It's easy to understand HEART once you adopt the JASON perspective of separating data storage from data access authorization. Once you do that, the way to interop for all sorts of data sources (EHR, PHR, wearable, implant) becomes much easier to understand in both clinical and research use-cases.
The only thing HEART has in common with Blue Button and C-CDA is that a HEART FHIR resource also applies to _only one patient_. HEART is not about a data model or format in the sense that BB is structured text and C-CDA is XML. HEART is purely about FHIR and other restful APIs when these APIs pertain to a single patient. This single patient is the UMA Resource Owner, or the legal Principal, or the research Subject, or the Patient, or the person named Alice.
In HEART, a data storage entity (hospital, personal health records biz, wearable cloud, substance abuse treatment clinic) is willing to expose resources via a FHIR API that accepts authorization tokens one patient per resource. A single patient can have multiple resources, of course.

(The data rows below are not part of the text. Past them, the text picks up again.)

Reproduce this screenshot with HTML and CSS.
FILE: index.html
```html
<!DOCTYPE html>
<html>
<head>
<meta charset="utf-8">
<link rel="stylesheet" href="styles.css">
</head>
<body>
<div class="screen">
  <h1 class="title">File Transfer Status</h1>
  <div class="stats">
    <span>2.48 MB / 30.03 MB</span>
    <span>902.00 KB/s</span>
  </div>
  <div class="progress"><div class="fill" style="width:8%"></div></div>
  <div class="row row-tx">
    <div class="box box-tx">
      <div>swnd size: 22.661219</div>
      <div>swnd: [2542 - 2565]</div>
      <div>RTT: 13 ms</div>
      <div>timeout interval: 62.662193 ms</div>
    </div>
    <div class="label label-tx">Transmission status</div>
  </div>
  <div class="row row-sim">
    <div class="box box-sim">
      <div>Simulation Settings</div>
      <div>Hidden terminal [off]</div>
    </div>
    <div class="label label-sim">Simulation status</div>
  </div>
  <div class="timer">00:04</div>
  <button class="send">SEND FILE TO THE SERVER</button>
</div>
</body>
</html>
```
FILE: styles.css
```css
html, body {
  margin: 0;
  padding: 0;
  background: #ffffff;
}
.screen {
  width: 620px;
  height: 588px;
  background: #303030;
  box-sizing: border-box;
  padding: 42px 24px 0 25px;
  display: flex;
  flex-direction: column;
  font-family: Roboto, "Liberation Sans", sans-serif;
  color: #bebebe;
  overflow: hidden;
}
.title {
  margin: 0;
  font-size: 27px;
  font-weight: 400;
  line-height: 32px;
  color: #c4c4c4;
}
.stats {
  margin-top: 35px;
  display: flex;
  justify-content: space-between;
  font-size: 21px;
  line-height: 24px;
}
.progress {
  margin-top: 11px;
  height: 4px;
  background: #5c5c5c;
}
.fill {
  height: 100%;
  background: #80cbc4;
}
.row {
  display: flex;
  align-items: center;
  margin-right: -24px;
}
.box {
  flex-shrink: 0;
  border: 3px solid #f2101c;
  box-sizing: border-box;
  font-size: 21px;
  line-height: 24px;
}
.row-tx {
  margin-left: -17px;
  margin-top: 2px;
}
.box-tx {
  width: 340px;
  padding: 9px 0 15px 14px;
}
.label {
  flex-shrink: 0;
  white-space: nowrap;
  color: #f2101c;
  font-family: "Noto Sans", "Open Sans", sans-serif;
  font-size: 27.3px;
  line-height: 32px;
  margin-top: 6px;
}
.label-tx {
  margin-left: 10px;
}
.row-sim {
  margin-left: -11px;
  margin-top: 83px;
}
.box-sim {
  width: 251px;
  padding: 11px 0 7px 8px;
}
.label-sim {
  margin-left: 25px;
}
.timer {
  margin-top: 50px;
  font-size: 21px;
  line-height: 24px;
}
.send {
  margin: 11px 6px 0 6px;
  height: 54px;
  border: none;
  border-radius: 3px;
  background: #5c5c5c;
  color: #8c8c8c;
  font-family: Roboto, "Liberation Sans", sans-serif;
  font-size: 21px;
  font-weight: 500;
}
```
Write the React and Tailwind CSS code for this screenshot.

Once one accepts the separation of storage from authorization on the basis of single-patient resources, the discussion shifts to: What or who is the data access authorization server? There are two possible answers: Either it's the patient's own personal AS or it's some entity that is not controlled directly by the patient. In the latter case, where a single entity (e.g.: a Health Information Exchange, Epic, athenaHealth, Apple) is delegated to control access, the question becomes what governance mechanism applies to the entity and can it cover exchange across HIPAA, research, 42CFR part 2, and wearables boundaries?
HEART is designed to handle both the personal AS and the shared AS alternatives for data access authorization. FHIR, as long as it provides resources that pertain to only one patient, can be totally agnostic to what kind of AS each patient chooses. There's no reason to build any governance or policy structure into the FHIR standards. Governance and policy can live in a separate authorization layer like HEART. That's the JASON model.